**Written exercise**
Restate the data word for word and leave the images out.

**Raw data**
------------------------------

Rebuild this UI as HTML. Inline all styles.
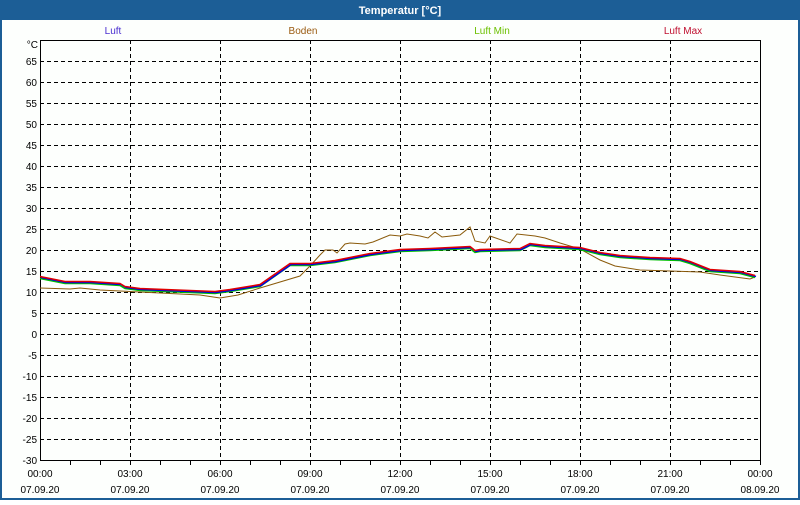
<!DOCTYPE html>
<html><head><style>
body{margin:0;width:800px;height:500px;overflow:hidden;font-family:"Liberation Sans",sans-serif;}
</style></head><body>
<svg width="800" height="500" xmlns="http://www.w3.org/2000/svg" font-family="Liberation Sans, sans-serif" font-size="11">
<rect x="0" y="0" width="800" height="500" fill="#1c5e96"/>
<rect x="2" y="20" width="796" height="478" fill="#fdfffd"/>
<text x="400" y="14" fill="#fff" font-weight="bold" text-anchor="middle" font-size="11">Temperatur [°C]</text>
<g text-anchor="middle" font-size="10">
<text x="113" y="34" fill="#4a2fd0">Luft</text>
<text x="303" y="34" fill="#9a5a10">Boden</text>
<text x="492" y="34" fill="#6cc000">Luft Min</text>
<text x="683" y="34" fill="#c01030">Luft Max</text>
</g>
<g stroke="#000" stroke-dasharray="4,3" stroke-width="1">
<path d="M40 61.5H760M40 82.5H760M40 103.5H760M40 124.5H760M40 145.5H760M40 166.5H760M40 187.5H760M40 208.5H760M40 229.5H760M40 250.5H760M40 271.5H760M40 292.5H760M40 313.5H760M40 334.5H760M40 355.5H760M40 376.5H760M40 397.5H760M40 418.5H760M40 439.5H760"/>
<path d="M130.5 40V460M220.5 40V460M310.5 40V460M400.5 40V460M490.5 40V460M580.5 40V460M670.5 40V460"/>
</g>
<rect x="40.5" y="40.5" width="720" height="420" fill="none" stroke="#000"/>
<g stroke="#000"><path d="M70.5 461v4M100.5 461v4M130.5 461v4M160.5 461v4M190.5 461v4M220.5 461v4M250.5 461v4M280.5 461v4M310.5 461v4M340.5 461v4M370.5 461v4M400.5 461v4M430.5 461v4M460.5 461v4M490.5 461v4M520.5 461v4M550.5 461v4M580.5 461v4M610.5 461v4M640.5 461v4M670.5 461v4M700.5 461v4M730.5 461v4M760.5 461v4"/></g>
<g text-anchor="end" font-size="10" fill="#000">
<text x="38" y="48">°C</text>
<text x="37" y="65">65</text><text x="37" y="86">60</text><text x="37" y="107">55</text><text x="37" y="128">50</text><text x="37" y="149">45</text><text x="37" y="170">40</text><text x="37" y="191">35</text><text x="37" y="212">30</text><text x="37" y="233">25</text><text x="37" y="254">20</text><text x="37" y="275">15</text><text x="37" y="296">10</text><text x="37" y="317">5</text><text x="37" y="338">0</text><text x="37" y="359">-5</text><text x="37" y="380">-10</text><text x="37" y="401">-15</text><text x="37" y="422">-20</text><text x="37" y="443">-25</text><text x="37" y="464">-30</text>
</g>
<g text-anchor="middle" font-size="10" fill="#000">
<text x="40" y="477">00:00</text><text x="130" y="477">03:00</text><text x="220" y="477">06:00</text><text x="310" y="477">09:00</text><text x="400" y="477">12:00</text><text x="490" y="477">15:00</text><text x="580" y="477">18:00</text><text x="670" y="477">21:00</text><text x="760" y="477">00:00</text>
<text x="40" y="493">07.09.20</text><text x="130" y="493">07.09.20</text><text x="220" y="493">07.09.20</text><text x="310" y="493">07.09.20</text><text x="400" y="493">07.09.20</text><text x="490" y="493">07.09.20</text><text x="580" y="493">07.09.20</text><text x="670" y="493">07.09.20</text><text x="760" y="493">08.09.20</text>
</g>
<g fill="none" stroke-width="1">
<polyline stroke="#8a5a0a" points="40,288 70,289 80,288 100,290 120,291 160,293 200,295 220,298 238,295 260,288 300,276 310,266 320,255 325,250 333,250 337,253 345,244 350,243 365,244 373,242 390,235 400,236 407,234 420,236 428,238 435,232 442,237 460,235 470,227 475,241 485,243 490,236 510,243 517,234 535,236 545,238 560,243 580,249 600,260 615,266 640,270 670,271 700,272 720,275 750,279 755,277"/>
<polyline stroke="#00c000" stroke-width="1.5" transform="translate(0,1.5)" points="40,277 50,279 65,282 90,282 120,284 125,287 140,289 190,291 215,292 230,290 260,285 290,264 310,264 335,261 345,259 370,254 400,250 430,249 470,247 475,251 480,250 520,249 530,244 545,246 580,248 600,253 620,256 650,258 680,259 690,262 710,270 740,272 755,276"/>
<polyline stroke="#0000e0" stroke-width="1.5" transform="translate(1,0.5)" points="40,277 50,279 65,282 90,282 120,284 125,287 140,289 190,291 215,292 230,290 260,285 290,264 310,264 335,261 345,259 370,254 400,250 430,249 470,247 475,251 480,250 520,249 530,244 545,246 580,248 600,253 620,256 650,258 680,259 690,262 710,270 740,272 755,276"/>
<polyline stroke="#e00000" stroke-width="1.5" transform="translate(0,-0.5)" points="40,277 50,279 65,282 90,282 120,284 125,287 140,289 190,291 215,292 230,290 260,285 290,264 310,264 335,261 345,259 370,254 400,250 430,249 470,247 475,251 480,250 520,249 530,244 545,246 580,248 600,253 620,256 650,258 680,259 690,262 710,270 740,272 755,276"/>
</g>
</svg>
</body></html>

------------------------------

**Expected output**
Rebuild this UI as HTML. Inline all styles.
<!DOCTYPE html>
<html><head><style>
body{margin:0;width:800px;height:500px;overflow:hidden;font-family:"Liberation Sans",sans-serif;}
</style></head><body>
<svg width="800" height="500" xmlns="http://www.w3.org/2000/svg" font-family="Liberation Sans, sans-serif" font-size="11">
<rect x="0" y="0" width="800" height="500" fill="#1c5e96"/>
<rect x="2" y="20" width="796" height="478" fill="#fdfffd"/>
<text x="400" y="14" fill="#fff" font-weight="bold" text-anchor="middle" font-size="11">Temperatur [°C]</text>
<g text-anchor="middle" font-size="10">
<text x="113" y="34" fill="#4a2fd0">Luft</text>
<text x="303" y="34" fill="#9a5a10">Boden</text>
<text x="492" y="34" fill="#6cc000">Luft Min</text>
<text x="683" y="34" fill="#c01030">Luft Max</text>
</g>
<g stroke="#000" stroke-dasharray="4,3" stroke-width="1">
<path d="M40 61.5H760M40 82.5H760M40 103.5H760M40 124.5H760M40 145.5H760M40 166.5H760M40 187.5H760M40 208.5H760M40 229.5H760M40 250.5H760M40 271.5H760M40 292.5H760M40 313.5H760M40 334.5H760M40 355.5H760M40 376.5H760M40 397.5H760M40 418.5H760M40 439.5H760"/>
<path d="M130.5 40V460M220.5 40V460M310.5 40V460M400.5 40V460M490.5 40V460M580.5 40V460M670.5 40V460"/>
</g>
<rect x="40.5" y="40.5" width="720" height="420" fill="none" stroke="#000"/>
<g stroke="#000"><path d="M70.5 461v4M100.5 461v4M130.5 461v4M160.5 461v4M190.5 461v4M220.5 461v4M250.5 461v4M280.5 461v4M310.5 461v4M340.5 461v4M370.5 461v4M400.5 461v4M430.5 461v4M460.5 461v4M490.5 461v4M520.5 461v4M550.5 461v4M580.5 461v4M610.5 461v4M640.5 461v4M670.5 461v4M700.5 461v4M730.5 461v4M760.5 461v4"/></g>
<g text-anchor="end" font-size="10" fill="#000">
<text x="38" y="48">°C</text>
<text x="37" y="65">65</text><text x="37" y="86">60</text><text x="37" y="107">55</text><text x="37" y="128">50</text><text x="37" y="149">45</text><text x="37" y="170">40</text><text x="37" y="191">35</text><text x="37" y="212">30</text><text x="37" y="233">25</text><text x="37" y="254">20</text><text x="37" y="275">15</text><text x="37" y="296">10</text><text x="37" y="317">5</text><text x="37" y="338">0</text><text x="37" y="359">-5</text><text x="37" y="380">-10</text><text x="37" y="401">-15</text><text x="37" y="422">-20</text><text x="37" y="443">-25</text><text x="37" y="464">-30</text>
</g>
<g text-anchor="middle" font-size="10" fill="#000">
<text x="40" y="477">00:00</text><text x="130" y="477">03:00</text><text x="220" y="477">06:00</text><text x="310" y="477">09:00</text><text x="400" y="477">12:00</text><text x="490" y="477">15:00</text><text x="580" y="477">18:00</text><text x="670" y="477">21:00</text><text x="760" y="477">00:00</text>
<text x="40" y="493">07.09.20</text><text x="130" y="493">07.09.20</text><text x="220" y="493">07.09.20</text><text x="310" y="493">07.09.20</text><text x="400" y="493">07.09.20</text><text x="490" y="493">07.09.20</text><text x="580" y="493">07.09.20</text><text x="670" y="493">07.09.20</text><text x="760" y="493">08.09.20</text>
</g>
<g fill="none" stroke-width="1">
<polyline stroke="#8a5a0a" points="40,288 70,289 80,288 100,290 120,291 160,293 200,295 220,298 238,295 260,288 300,276 310,266 320,255 325,250 333,250 337,253 345,244 350,243 365,244 373,242 390,235 400,236 407,234 420,236 428,238 435,232 442,237 460,235 470,227 475,241 485,243 490,236 510,243 517,234 535,236 545,238 560,243 580,249 600,260 615,266 640,270 670,271 700,272 720,275 750,279 755,277"/>
<polyline stroke="#00c000" stroke-width="1.5" transform="translate(0,1.5)" points="40,277 50,279 65,282 90,282 120,284 125,287 140,289 190,291 215,292 230,290 260,285 290,264 310,264 335,261 345,259 370,254 400,250 430,249 470,247 475,251 480,250 520,249 530,244 545,246 580,248 600,253 620,256 650,258 680,259 690,262 710,270 740,272 755,276"/>
<polyline stroke="#0000e0" stroke-width="1.5" transform="translate(1,0.5)" points="40,277 50,279 65,282 90,282 120,284 125,287 140,289 190,291 215,292 230,290 260,285 290,264 310,264 335,261 345,259 370,254 400,250 430,249 470,247 475,251 480,250 520,249 530,244 545,246 580,248 600,253 620,256 650,258 680,259 690,262 710,270 740,272 755,276"/>
<polyline stroke="#e00000" stroke-width="1.5" transform="translate(0,-0.5)" points="40,277 50,279 65,282 90,282 120,284 125,287 140,289 190,291 215,292 230,290 260,285 290,264 310,264 335,261 345,259 370,254 400,250 430,249 470,247 475,251 480,250 520,249 530,244 545,246 580,248 600,253 620,256 650,258 680,259 690,262 710,270 740,272 755,276"/>
</g>
</svg>
</body></html>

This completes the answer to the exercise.